Parliamentary Budget Officer
Agency overview
Formed 2006
Headquarters Ottawa, Ontario, Canada
Employees 18
Annual budget $2.8 million
(FY 2012)
Agency executives
  • Jean-Denis Fréchette, Parliamentary Budget Officer
  • Mostafa Askari, Assistant PBO, Economic and Fiscal Analysis
  • Sahir Khan, Assistant PBO, Expenditure and Revenue Analysis
Parent agency Library of Parliament
Website www.pbo-dpb.gc.ca/

The Parliamentary Budget Officer (PBO) provides independent analysis to Canadian Parliament on the state of the nation's finances, the government's estimates and trends in the Canadian economy; and upon request from a committee or parliamentarian, estimates the financial cost of any proposal for matters over which Parliament has jurisdiction.

The Parliamentary Budget Officer was established in 2006 as one of the Independent Oversight Offices created as part of then newly elected Stephen Harper's Conservative Party of Canada's Federal Accountability Act. The act was the new government's first piece of legislation.

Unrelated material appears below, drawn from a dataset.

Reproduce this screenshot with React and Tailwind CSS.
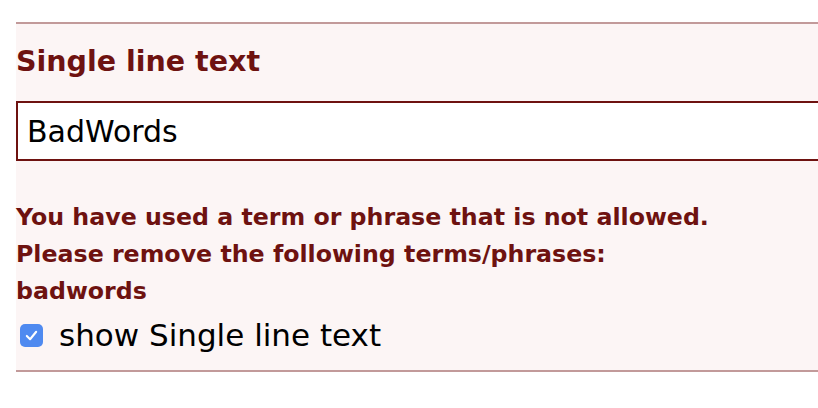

The powers of the PBO are enshrined in the Parliament of Canada Act (Sections 79.1-79.5). The PBO's mission is said to be "The PBO will support Parliament in exercising its oversight role in the government’s stewardship of public funds by ensuring budget transparency and promoting informed public dialogue with an aim to implement sound economic and fiscal policies in Canada."

In March 2011, the PBO published a 65-page peer-reviewed report that estimated the cost of buying F-35 fighter jets. The PBO estimated the full cost to be $29.3-billion, including upgrade costs of $3.9-billion, much higher than the $9-billion the Department of National Defence had publicly estimated. The Auditor General later reached a similar conclusion as the PBO. Harper said that he refused “to get into a lengthy debate on numbers.”

In February 2012, the PBO released an analysis of the projected cost, over the next 70 years, of benefits to the elderly. It concluded that those costs would rise for a number of years relative to GDP, then fall back very close to current levels (slightly less than 15 per cent of total federal program spending). This report contradicted the government's statement that Old Age Security was unsustainable.

In June 2012, Foreign Affairs minister John Baird said in Question Period that PBO Kevin Page had overstepped his mandate, after Page sought a legal opinion on whether the PBO is entitled to all financial and economic data from federal departments as long as it's not protected for privacy or confidentiality reasons.